Two-Way analysis of variance (ANOVA) using SPSS

When to use a two-way ANOVA

A two-way analysis of variance (ANOVA) is a statistical test that can be used to assess whether the mean value of some outcome depends on two other factors.

Example: we might want to assess if weight depends on nationality and gender.

Here weight is our Dependent variable
Nationality and gender are our two Factors (Independent variables) that we think weight may depend on.

We might also be interested in whether the way that age affects maths scores is the same across all nationalities.

The observations/measurements on the Dependent variable, such as weight, must be Scale data.

For more help on “What test do I need” go to the sigma website statistical worksheets resources page.

Example

An educational researcher collected data on maths scores from adults of different ages living in different countries. They were grouped into nationality according to whether they were from the UK, Europe or the rest of the World. Their age was classified according to whether they fell into three pre-defined age groups: Younger, Middle-aged or Older. The data are shown below and can be downloaded in an SPSS file called maths.sav, where Nationality was coded 1=UK, 2=Europe and 3=Rest of World, and Age was coded as 1=Younger, 2=Middle-aged and 3=Older.

A two-way Analysis of Variance (ANOVA) can be used here to test three different sets of hypotheses:

Test 1:

H0: There is no interaction between nationality and age

H1: There is an interaction between nationality and age

The presence of an interaction between nationality and age means that any age effects observed are not the same for all nationalities. Or equally that any differences due to nationality are not the same in every age group.

Test 2:

H0: There is no difference in mean maths score between the three nationality groups

H1: There is a difference in mean maths score between the three nationality groups

Test 3:

H0: There is no difference in mean maths score between the three age groups

H1: There is a difference in mean maths score between the three age groups

Note that in Tests 2 and 3 we assume that any age effects observed are the same for all nationalities. Or equally that any differences due to nationality are the same in every age group.

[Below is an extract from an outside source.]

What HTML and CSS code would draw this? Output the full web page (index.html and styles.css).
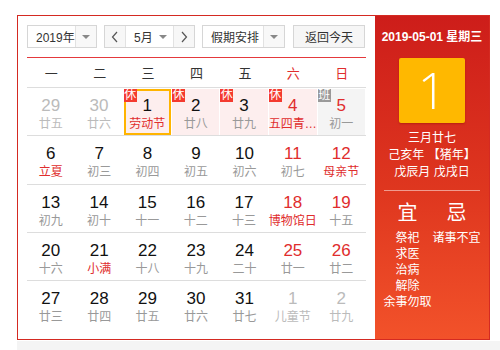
FILE: index.html
```html
<!DOCTYPE html>
<html>
<head>
<meta charset="utf-8">
<link rel="stylesheet" href="styles.css">
</head>
<body>
<div class="cal">
  <div class="main">
    <div class="controls">
      <div class="sel sel-year"><span class="sel-text">2019年</span><span class="sel-arrow"><i class="tri"></i></span></div>
      <div class="month-group">
        <span class="nav"><svg width="8" height="12" viewBox="0 0 8 12"><polyline points="6,1 1.5,6 6,11" fill="none" stroke="#555" stroke-width="1.2"/></svg></span>
        <span class="month"><span class="sel-text">5月</span><i class="tri"></i></span>
        <span class="nav"><svg width="8" height="12" viewBox="0 0 8 12"><polyline points="2,1 6.5,6 2,11" fill="none" stroke="#555" stroke-width="1.2"/></svg></span>
      </div>
      <div class="sel sel-holiday"><span class="sel-text">假期安排</span><span class="sel-arrow"><i class="tri"></i></span></div>
      <div class="btn-today">返回今天</div>
    </div>
    <div class="weekdays">
      <span>一</span><span>二</span><span>三</span><span>四</span><span>五</span><span class="we">六</span><span class="we">日</span>
    </div>
    <div class="grid">
      <div class="row">
        <div class="cell other"><b>29</b><em>廿五</em></div>
        <div class="cell other"><b>30</b><em>廿六</em></div>
        <div class="cell rest selected"><i class="badge">休</i><b>1</b><em class="fest">劳动节</em></div>
        <div class="cell rest"><i class="badge">休</i><b>2</b><em>廿八</em></div>
        <div class="cell rest"><i class="badge">休</i><b>3</b><em>廿九</em></div>
        <div class="cell rest wkend" title="五四青年节"><i class="badge">休</i><b>4</b><em class="fest">五四青…</em></div>
        <div class="cell work wkend"><i class="badge gray">班</i><b>5</b><em>初一</em></div>
      </div>
      <div class="row">
        <div class="cell"><b>6</b><em class="fest">立夏</em></div>
        <div class="cell"><b>7</b><em>初三</em></div>
        <div class="cell"><b>8</b><em>初四</em></div>
        <div class="cell"><b>9</b><em>初五</em></div>
        <div class="cell"><b>10</b><em>初六</em></div>
        <div class="cell wkend"><b>11</b><em>初七</em></div>
        <div class="cell wkend"><b>12</b><em class="fest">母亲节</em></div>
      </div>
      <div class="row">
        <div class="cell"><b>13</b><em>初九</em></div>
        <div class="cell"><b>14</b><em>初十</em></div>
        <div class="cell"><b>15</b><em>十一</em></div>
        <div class="cell"><b>16</b><em>十二</em></div>
        <div class="cell"><b>17</b><em>十三</em></div>
        <div class="cell wkend"><b>18</b><em class="fest">博物馆日</em></div>
        <div class="cell wkend"><b>19</b><em>十五</em></div>
      </div>
      <div class="row">
        <div class="cell"><b>20</b><em>十六</em></div>
        <div class="cell"><b>21</b><em class="fest">小满</em></div>
        <div class="cell"><b>22</b><em>十八</em></div>
        <div class="cell"><b>23</b><em>十九</em></div>
        <div class="cell"><b>24</b><em>二十</em></div>
        <div class="cell wkend"><b>25</b><em>廿一</em></div>
        <div class="cell wkend"><b>26</b><em>廿二</em></div>
      </div>
      <div class="row">
        <div class="cell"><b>27</b><em>廿三</em></div>
        <div class="cell"><b>28</b><em>廿四</em></div>
        <div class="cell"><b>29</b><em>廿五</em></div>
        <div class="cell"><b>30</b><em>廿六</em></div>
        <div class="cell"><b>31</b><em>廿七</em></div>
        <div class="cell other"><b>1</b><em>儿童节</em></div>
        <div class="cell other"><b>2</b><em>廿九</em></div>
      </div>
    </div>
  </div>
  <div class="side">
    <div class="side-date">2019-05-01 星期三</div>
    <div class="big-day">1</div>
    <div class="lunar">
      <div>三月廿七</div>
      <div>己亥年 【猪年】</div>
      <div>戊辰月 戊戌日</div>
    </div>
    <div class="divider"></div>
    <div class="yiji">
      <div class="col">
        <div class="yj-title">宜</div>
        <div>祭祀</div><div>求医</div><div>治病</div><div>解除</div><div>余事勿取</div>
      </div>
      <div class="col">
        <div class="yj-title">忌</div>
        <div>诸事不宜</div>
      </div>
    </div>
  </div>
</div>
<div class="below"></div>
</body>
</html>
```
FILE: styles.css
```css
* { box-sizing: border-box; }
html, body { margin: 0; padding: 0; background: #fff; }
body {
  font-family: "Liberation Sans", "Noto Sans CJK SC", sans-serif;
  font-size: 12px;
  color: #333;
  padding: 15px 0 0 17px;
}
.cal {
  display: flex;
  width: 473px;
  height: 325px;
  border: 1px solid #d42a22;
}
.main {
  width: 357px;
  padding: 9px 9px 0 9px;
}
.controls {
  display: flex;
  height: 23px;
  gap: 7px;
}
.sel, .month-group, .btn-today {
  display: flex;
  height: 23px;
  border: 1px solid #d6d6d6;
  background: #fff;
  align-items: stretch;
  white-space: nowrap;
}
.sel-year { width: 70px; }
.sel-holiday { width: 83px; }
.sel-text {
  flex: 1;
  display: flex;
  align-items: center;
  padding-left: 8px;
  font-size: 12px;
  color: #333;
}
.sel-arrow {
  width: 21px;
  border-left: 1px solid #e2e2e2;
  background: #f8f8f8;
  display: flex;
  align-items: center;
  justify-content: center;
}
.tri {
  display: block;
  width: 0; height: 0;
  border-left: 4px solid transparent;
  border-right: 4px solid transparent;
  border-top: 4px solid #888;
}
.month-group { width: 91px; }
.nav {
  width: 20px;
  background: #f7f7f7;
  display: flex;
  align-items: center;
  justify-content: center;
}
.month {
  flex: 1;
  display: flex;
  align-items: center;
  border-left: 1px solid #e2e2e2;
  border-right: 1px solid #e2e2e2;
  padding-right: 6px;
}
.month .sel-text { padding-left: 8px; }
.btn-today {
  width: 72px;
  margin-left: 1px;
  background: #f6f6f6;
  align-items: center;
  justify-content: center;
  font-size: 12px;
  color: #333;
}
.weekdays {
  display: grid;
  grid-template-columns: repeat(7, 1fr);
  margin-top: 9px;
  border-top: 1px solid #e4393c;
  height: 30px;
  align-items: center;
  text-align: center;
  font-size: 13px;
  color: #333;
}
.weekdays .we { color: #e02d2d; }
.grid { border-top: 1px solid #ddd; }
.row {
  display: grid;
  grid-template-columns: repeat(7, 1fr);
  height: 48.3px;
  border-bottom: 1px solid #ddd;
  padding: 1px 0 0 0;
}
.row:last-child { border-bottom: none; }
.cell {
  position: relative;
  margin: 0 1px 0 0;
  display: flex;
  flex-direction: column;
  align-items: center;
  padding-top: 7px;
}
.cell b {
  font-weight: normal;
  font-size: 17px;
  line-height: 20px;
  color: #111;
}
.cell em {
  font-style: normal;
  font-size: 12px;
  line-height: 16px;
  color: #999;
  white-space: nowrap;
}
.cell.wkend b { color: #e02d2d; }
.cell em.fest { color: #e02d2d; }
.cell.other b, .cell.other em { color: #bbb; }
.cell.rest { background: #fdeeee; }
.cell.work { background: #f4f4f4; }
.cell.selected { border: 2px solid #ffb400; padding-top: 5px; }
.badge {
  position: absolute;
  left: 0; top: 0;
  width: 13px; height: 13px;
  background: #f43a2f;
  color: #fff;
  font-style: normal;
  font-size: 12px;
  line-height: 13px;
  text-align: center;
}
.cell.selected .badge { left: -2px; top: -2px; }
.badge.gray { background: #999; }
.side {
  flex: 1;
  background: linear-gradient(180deg, #cd1d1a 0%, #df371f 55%, #f2522a 100%);
  color: #fff;
  display: flex;
  flex-direction: column;
  align-items: center;
  padding-top: 13px;
}
.side-date {
  font-size: 12px;
  font-weight: bold;
  line-height: 16px;
}
.big-day {
  margin-top: 13px;
  width: 66px;
  height: 65px;
  background: #ffb800;
  border-radius: 2px;
  box-shadow: 0 1px 2px rgba(120,0,0,0.35);
  font-size: 50px;
  font-weight: 300;
  line-height: 65px;
  text-align: center;
  font-family: "Open Sans", "Liberation Sans", sans-serif;
}
.lunar {
  margin-top: 7px;
  text-align: center;
  line-height: 17px;
  font-size: 12px;
}
.divider {
  margin-top: 9px;
  width: 96px;
  height: 1px;
  background: rgba(255,255,255,0.5);
}
.yiji {
  display: flex;
  width: 98px;
  margin-top: 10px;
}
.col {
  flex: 1;
  text-align: center;
  font-size: 12px;
  line-height: 16px;
}
.yj-title {
  font-size: 20px;
  line-height: 24px;
  margin-bottom: 5px;
}
.below {
  margin-top: 1px;
  height: 20px;
  width: 483px;
  background: #f4f4f4;
}
```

Hence, we should do Test 1 first since if conclude there is an interaction between nationality and age then we cannot do Tests 2 and 3. If there is an interaction we should skip tests 2 and 3 and look at the mean maths score for each nationality/age combination and report them (we will see how to plot these means in a profile plot).

If we conclude there is no interaction between nationality and age, then we can do Tests 2 and 3.

Using SPSS

From the Main Menu, click Analyze then General Linear Model then Univariate:

In the next dialogue window, move Maths_score into the Dependent Variable box, and move Nationality and Age to the Fixed Factor(s) box.

Click on OK to see the results.

Examining the Output

This table is the one we are initially most interested in:

First, we undertake Test 1:

H0: There is no interaction between nationality and age

H1: There is an interaction between nationality and age

We examine the Sig value (p-value) in the row labelled Nationality*Age in the table, which assess the interaction. In our case we have p=0.537. Since this is greater than 0.05, we conclude there is no evidence of an interaction between nationality and age. This means that any age effects observed can be assumed to be the same for all nationalities. Or equally that any differences due to nationality can be assumed to be the same in every age group.

Hence, we can proceed to undertake Tests 2 and 3:

Test 2 examines the nationality effect. To do this we examine the Sig value (p-value) in the row labelled Nationality in the table. Here we have p reported to be less than 0.001. Since this is less than 0.05, we conclude there is evidence of a nationality effect.

Test 3 examines the age effect. Examining the Sig value (p-value) in the row labelled Age we see this is also reported to be less than 0.001 and so we conclude there is evidence of an age effect.

Having established there are differences in maths marks due to both nationality and age, we need to undertake post hoc tests to understand where these differences are.

Post-hoc Tests

To obtain the post hoc tests, from the Main Menu click Analyze then General Linear Model then Univariate, and at the main ANOVA Dialog box, click the Post Hoc button:

In the next dialogue box, move Nationality and Age to the Post Hoc Tests for box, and select the Tukey option:

Next click Continue to return to the main dialogue box.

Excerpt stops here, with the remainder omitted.